Rate Tuna or Chicken Noodle Casserole

3 starsAvg. rating: 3 from 11 votes.
  

 Recipe Information  
Category: Casseroles
# of Servings: 6
Recipe Created By: Darcy Walters



 

 Ingredients  
2 6 oz (170 g) cans tuna or chicken, drained
3 small potatoes
1 cup frozen peas
1/2 onion
2 cloves garlic
1 rib celery
6 medium mushrooms
2 14 oz (396 g) can chicken or vegetable broth
1/2 8 oz (227 g) box quinoa or corn elbows
2 Tbsp olive oil
1 tsp salt
2 Tbsp cornstarch


 Directions  
Heat oven to 350 °F.

Finely chop onion, garlic and celery. In large frying pan, heat olive oil and saute onion, garlic and celery until clear. Add 1 1/2 cans of broth and bring to a boil.

Bring a large pot of 8 cups of water to a boil. Add pasta and cook according to directions.

Defrost peas by soaking in warm water; strain.

Chop mushrooms and cube potatoes. Microwave cubed potatoes for 3 minutes. Add mushrooms, peas and potatoes to mixture. Add salt.

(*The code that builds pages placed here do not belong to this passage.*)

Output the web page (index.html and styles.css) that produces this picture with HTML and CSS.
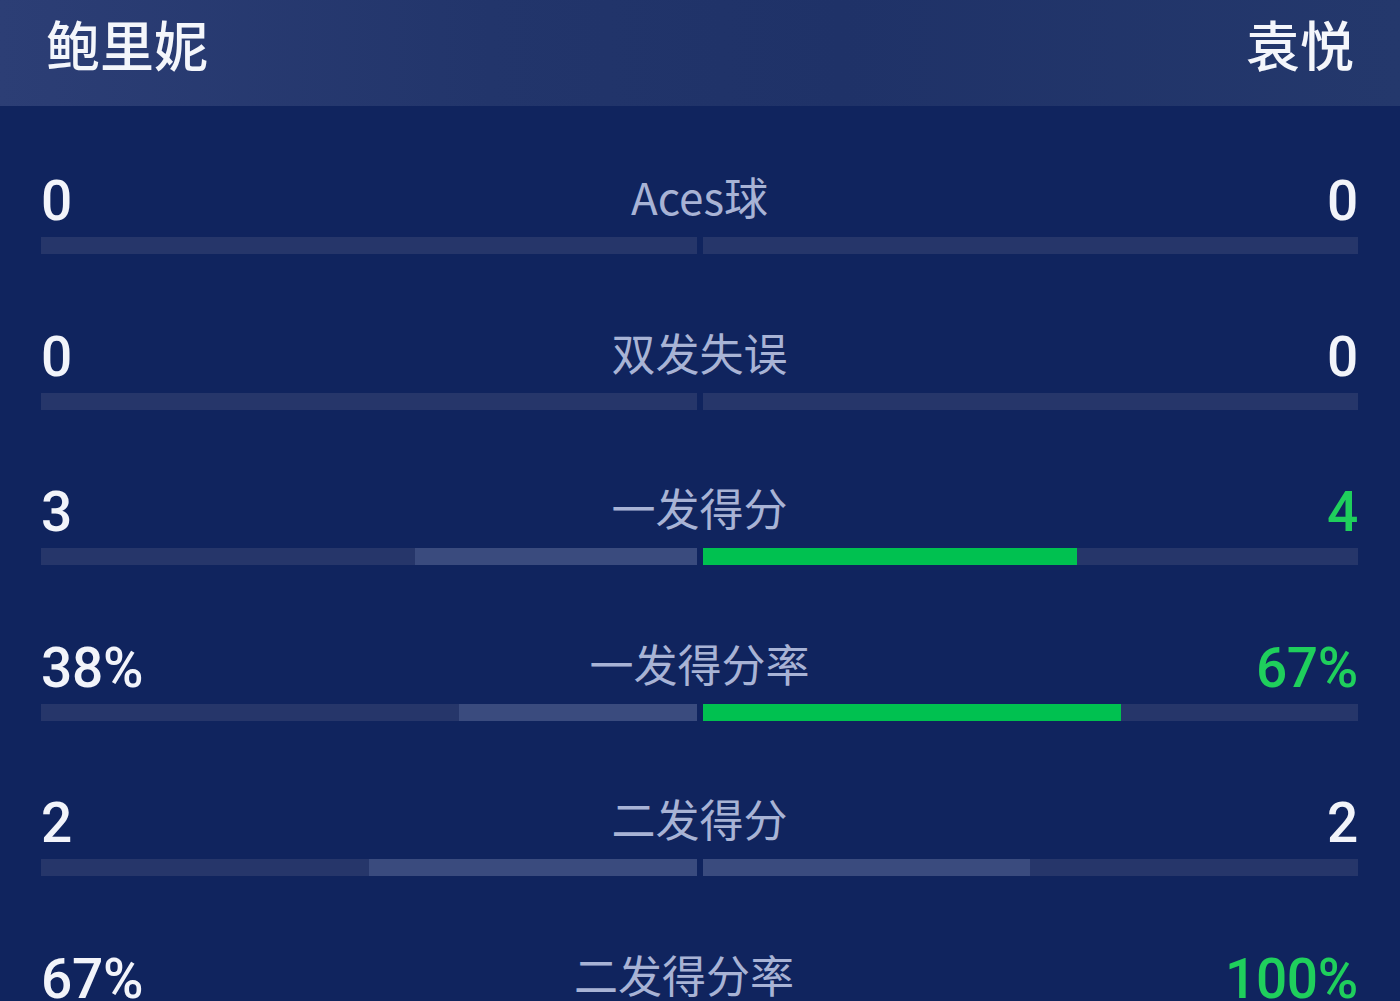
FILE: index.html
```html
<!DOCTYPE html>
<html lang="zh">
<head>
<meta charset="utf-8">
<link rel="stylesheet" href="styles.css">
</head>
<body>
<div class="page">
  <header class="head">
    <div class="name">鲍里妮</div>
    <div class="name">袁悦</div>
  </header>
  <main class="stats">
    <section class="row">
      <div class="line"><span class="val">0</span><span class="label">Aces球</span><span class="val right">0</span></div>
      <div class="bars"><div class="track left"></div><div class="track"></div></div>
    </section>
    <section class="row">
      <div class="line"><span class="val">0</span><span class="label">双发失误</span><span class="val right">0</span></div>
      <div class="bars"><div class="track left"></div><div class="track"></div></div>
    </section>
    <section class="row">
      <div class="line"><span class="val">3</span><span class="label">一发得分</span><span class="val right win">4</span></div>
      <div class="bars"><div class="track left"><div class="fill" style="width:42.9%"></div></div><div class="track"><div class="fill green" style="width:57.1%"></div></div></div>
    </section>
    <section class="row">
      <div class="line"><span class="val">38%</span><span class="label">一发得分率</span><span class="val right win">67%</span></div>
      <div class="bars"><div class="track left"><div class="fill" style="width:36.2%"></div></div><div class="track"><div class="fill green" style="width:63.8%"></div></div></div>
    </section>
    <section class="row">
      <div class="line"><span class="val">2</span><span class="label">二发得分</span><span class="val right">2</span></div>
      <div class="bars"><div class="track left"><div class="fill" style="width:50%"></div></div><div class="track"><div class="fill" style="width:50%"></div></div></div>
    </section>
    <section class="row">
      <div class="line"><span class="val">67%</span><span class="label">二发得分率</span><span class="val right win">100%</span></div>
      <div class="bars"><div class="track left"><div class="fill" style="width:40%"></div></div><div class="track"><div class="fill green" style="width:60%"></div></div></div>
    </section>
  </main>
</div>
</body>
</html>
```

FILE: styles.css
```css
html, body {
  margin: 0;
  padding: 0;
  background: #10245e;
  height: 1001px;
  overflow: hidden;
}
.page {
  width: 1400px;
  font-family: "Noto Sans CJK SC", "Noto Sans", sans-serif;
}
.head {
  height: 106px;
  box-sizing: border-box;
  padding: 0 46px 0 46px;
  display: flex;
  justify-content: space-between;
  align-items: flex-start;
  background: linear-gradient(90deg, #2c3e75 0%, #22356b 35%, #1f3268 60%, #24386c 100%);
}
.name {
  color: #f4f6fb;
  font-size: 54px;
  line-height: 88px;
  font-weight: 500;
}
.stats {
  padding: 63px 42px 0 41px;
  display: flex;
  flex-direction: column;
  gap: 70.5px;
}
.row {
  display: flex;
  flex-direction: column;
  gap: 4px;
}
.line {
  display: flex;
  align-items: baseline;
  height: 64px;
}
.val {
  font-family: Roboto, "Noto Sans", sans-serif;
  font-size: 55px;
  line-height: 64px;
  font-weight: 500;
  color: #f2f4fa;
  letter-spacing: -0.3px;
}
.val.win {
  color: #1fcf5c;
}
.label {
  flex: 1;
  text-align: center;
  font-size: 44px;
  line-height: 64px;
  color: #a8b3d5;
  font-weight: 400;
  position: relative;
  top: -5px;
}
.bars {
  display: flex;
  gap: 6px;
  height: 17px;
}
.track {
  flex: 1;
  background: #26366a;
  display: flex;
}
.track.left {
  justify-content: flex-end;
}
.fill {
  height: 100%;
  background: #3a4b7e;
}
.fill.green {
  background: #00c150;
}
```
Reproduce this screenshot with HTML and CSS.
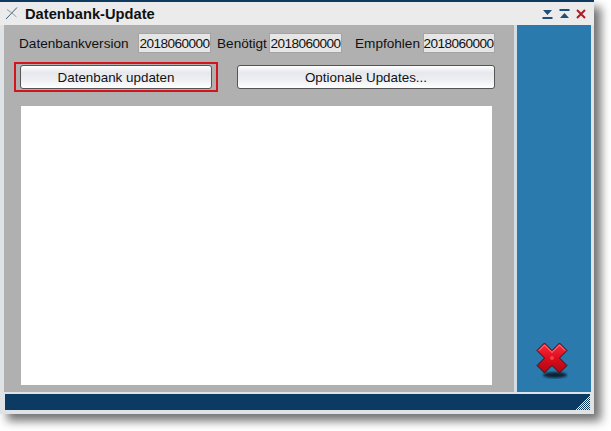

Mix cornstarch with remaining 1/2 can of broth, and add to mixture. Heat until bubbly. Cornstarch will thicken the mixture. Remove from heat. Stir in drained pasta and tuna or chicken and transfer to a casserole dish.

Bake for 20 minutes.


 Notes  
This is a lovely alternative tuna noodle casserole.


 Substitutions  
Can use 2 medium potatoes in place of 3 small.

Onion and garlic can be replaced with 3 shallots.

If avoiding fish, use canned chicken instead of tuna. Read labels on the tuna as some contain soy.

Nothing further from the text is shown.